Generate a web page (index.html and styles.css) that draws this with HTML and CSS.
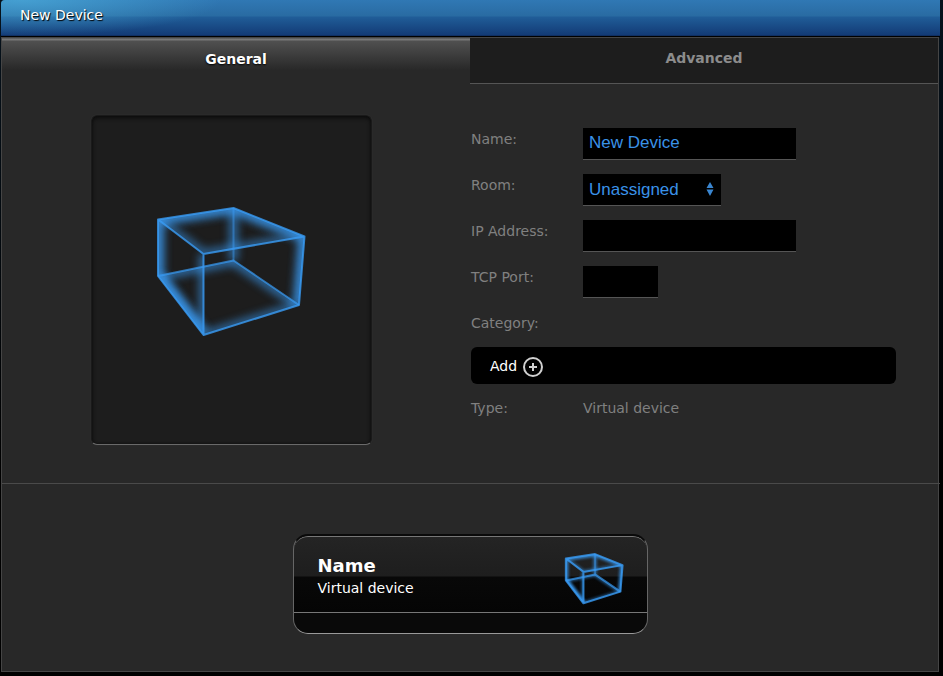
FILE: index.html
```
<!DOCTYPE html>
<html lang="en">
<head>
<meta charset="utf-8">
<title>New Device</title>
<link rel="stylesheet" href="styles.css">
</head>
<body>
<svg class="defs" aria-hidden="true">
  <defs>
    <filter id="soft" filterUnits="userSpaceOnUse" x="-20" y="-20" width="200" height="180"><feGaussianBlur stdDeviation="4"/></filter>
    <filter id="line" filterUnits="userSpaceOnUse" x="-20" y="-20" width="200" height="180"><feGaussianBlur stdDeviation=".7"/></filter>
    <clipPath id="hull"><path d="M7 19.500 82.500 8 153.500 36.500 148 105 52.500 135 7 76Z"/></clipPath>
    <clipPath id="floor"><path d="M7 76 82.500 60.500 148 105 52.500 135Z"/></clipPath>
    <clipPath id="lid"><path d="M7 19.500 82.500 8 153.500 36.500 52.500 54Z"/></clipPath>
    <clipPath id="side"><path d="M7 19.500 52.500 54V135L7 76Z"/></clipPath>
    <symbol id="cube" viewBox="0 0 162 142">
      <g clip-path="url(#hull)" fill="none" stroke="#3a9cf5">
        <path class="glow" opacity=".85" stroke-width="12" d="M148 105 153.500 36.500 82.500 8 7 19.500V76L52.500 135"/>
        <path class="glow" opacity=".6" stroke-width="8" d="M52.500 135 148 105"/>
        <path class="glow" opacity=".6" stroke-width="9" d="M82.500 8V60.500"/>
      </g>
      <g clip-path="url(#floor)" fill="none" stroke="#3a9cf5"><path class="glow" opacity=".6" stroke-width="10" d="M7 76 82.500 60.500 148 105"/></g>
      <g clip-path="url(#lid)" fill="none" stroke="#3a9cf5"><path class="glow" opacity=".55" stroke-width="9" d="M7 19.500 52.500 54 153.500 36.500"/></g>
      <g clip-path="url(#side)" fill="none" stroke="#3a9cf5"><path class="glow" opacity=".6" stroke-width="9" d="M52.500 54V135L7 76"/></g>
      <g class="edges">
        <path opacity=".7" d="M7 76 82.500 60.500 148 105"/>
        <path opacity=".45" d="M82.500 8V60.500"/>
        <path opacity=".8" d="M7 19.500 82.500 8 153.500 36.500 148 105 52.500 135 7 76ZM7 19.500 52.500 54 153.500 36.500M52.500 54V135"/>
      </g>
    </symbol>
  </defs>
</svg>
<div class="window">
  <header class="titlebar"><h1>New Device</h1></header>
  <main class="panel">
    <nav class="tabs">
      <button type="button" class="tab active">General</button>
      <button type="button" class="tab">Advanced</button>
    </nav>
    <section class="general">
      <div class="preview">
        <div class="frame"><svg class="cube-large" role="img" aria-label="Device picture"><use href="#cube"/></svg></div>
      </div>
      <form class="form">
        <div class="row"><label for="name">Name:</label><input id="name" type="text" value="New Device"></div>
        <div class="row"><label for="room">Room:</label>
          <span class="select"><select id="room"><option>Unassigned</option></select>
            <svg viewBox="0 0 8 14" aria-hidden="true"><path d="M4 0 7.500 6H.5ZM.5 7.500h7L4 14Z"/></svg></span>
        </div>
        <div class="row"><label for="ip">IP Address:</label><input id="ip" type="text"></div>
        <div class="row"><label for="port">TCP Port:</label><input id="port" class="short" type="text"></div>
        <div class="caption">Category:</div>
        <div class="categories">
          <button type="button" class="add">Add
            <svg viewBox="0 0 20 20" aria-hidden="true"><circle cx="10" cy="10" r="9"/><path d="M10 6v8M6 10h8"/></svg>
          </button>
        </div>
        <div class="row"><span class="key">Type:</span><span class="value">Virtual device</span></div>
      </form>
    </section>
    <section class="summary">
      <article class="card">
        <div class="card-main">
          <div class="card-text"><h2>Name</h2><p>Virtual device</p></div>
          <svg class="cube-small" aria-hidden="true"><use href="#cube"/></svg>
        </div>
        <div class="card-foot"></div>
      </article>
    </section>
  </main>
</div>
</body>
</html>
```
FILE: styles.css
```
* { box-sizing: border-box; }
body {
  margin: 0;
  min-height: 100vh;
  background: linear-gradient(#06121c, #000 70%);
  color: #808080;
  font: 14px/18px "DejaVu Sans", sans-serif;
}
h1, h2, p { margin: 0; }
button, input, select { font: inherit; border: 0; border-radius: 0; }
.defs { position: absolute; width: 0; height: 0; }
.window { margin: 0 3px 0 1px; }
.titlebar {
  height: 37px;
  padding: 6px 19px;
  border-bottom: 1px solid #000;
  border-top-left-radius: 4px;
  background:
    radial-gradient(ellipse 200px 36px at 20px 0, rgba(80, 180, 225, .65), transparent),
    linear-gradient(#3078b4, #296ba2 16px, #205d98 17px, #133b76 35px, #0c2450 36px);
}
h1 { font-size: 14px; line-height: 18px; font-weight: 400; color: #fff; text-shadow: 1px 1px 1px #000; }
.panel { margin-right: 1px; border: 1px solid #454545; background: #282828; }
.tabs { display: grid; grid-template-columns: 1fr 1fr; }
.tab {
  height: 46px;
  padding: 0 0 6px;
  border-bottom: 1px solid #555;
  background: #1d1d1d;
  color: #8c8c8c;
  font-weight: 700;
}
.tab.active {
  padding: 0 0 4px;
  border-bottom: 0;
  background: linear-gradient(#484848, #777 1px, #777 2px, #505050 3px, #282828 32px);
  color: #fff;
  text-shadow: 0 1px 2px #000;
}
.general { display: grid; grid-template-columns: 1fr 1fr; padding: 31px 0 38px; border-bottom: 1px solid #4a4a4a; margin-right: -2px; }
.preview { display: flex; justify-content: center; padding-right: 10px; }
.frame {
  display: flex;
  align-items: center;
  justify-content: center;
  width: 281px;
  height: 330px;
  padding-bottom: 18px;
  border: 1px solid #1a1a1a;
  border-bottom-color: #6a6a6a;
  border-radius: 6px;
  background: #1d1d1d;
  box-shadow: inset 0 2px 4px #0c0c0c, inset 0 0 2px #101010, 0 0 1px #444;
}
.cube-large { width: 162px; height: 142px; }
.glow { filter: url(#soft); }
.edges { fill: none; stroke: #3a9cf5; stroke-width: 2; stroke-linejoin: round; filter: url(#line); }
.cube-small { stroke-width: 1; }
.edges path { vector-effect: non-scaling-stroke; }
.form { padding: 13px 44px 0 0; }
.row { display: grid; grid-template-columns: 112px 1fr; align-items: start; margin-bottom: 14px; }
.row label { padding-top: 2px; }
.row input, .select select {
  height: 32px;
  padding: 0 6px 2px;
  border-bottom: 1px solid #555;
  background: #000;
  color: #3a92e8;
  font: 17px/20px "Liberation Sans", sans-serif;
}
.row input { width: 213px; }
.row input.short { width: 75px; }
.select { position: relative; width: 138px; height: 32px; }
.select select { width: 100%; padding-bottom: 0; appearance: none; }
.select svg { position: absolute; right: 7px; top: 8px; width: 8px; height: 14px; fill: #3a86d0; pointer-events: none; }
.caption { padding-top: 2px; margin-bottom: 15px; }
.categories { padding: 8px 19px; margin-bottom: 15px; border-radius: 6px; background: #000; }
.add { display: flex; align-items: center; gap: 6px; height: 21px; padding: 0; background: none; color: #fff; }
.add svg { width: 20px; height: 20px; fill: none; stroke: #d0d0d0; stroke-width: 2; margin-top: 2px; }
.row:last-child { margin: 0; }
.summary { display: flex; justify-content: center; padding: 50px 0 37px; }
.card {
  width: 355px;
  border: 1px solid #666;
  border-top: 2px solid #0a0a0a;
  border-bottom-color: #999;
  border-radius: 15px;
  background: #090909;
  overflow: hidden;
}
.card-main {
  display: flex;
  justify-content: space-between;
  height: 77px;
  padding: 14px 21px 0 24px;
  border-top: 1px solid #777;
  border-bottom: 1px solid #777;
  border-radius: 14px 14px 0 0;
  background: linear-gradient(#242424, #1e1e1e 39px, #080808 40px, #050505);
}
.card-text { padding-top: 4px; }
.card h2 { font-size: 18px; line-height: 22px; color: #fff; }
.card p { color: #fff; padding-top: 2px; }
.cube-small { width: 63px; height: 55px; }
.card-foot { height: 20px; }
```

__Instruction__:
Work out how many lines above have the string "styles" in them, and give only the number.

__Answer__:
3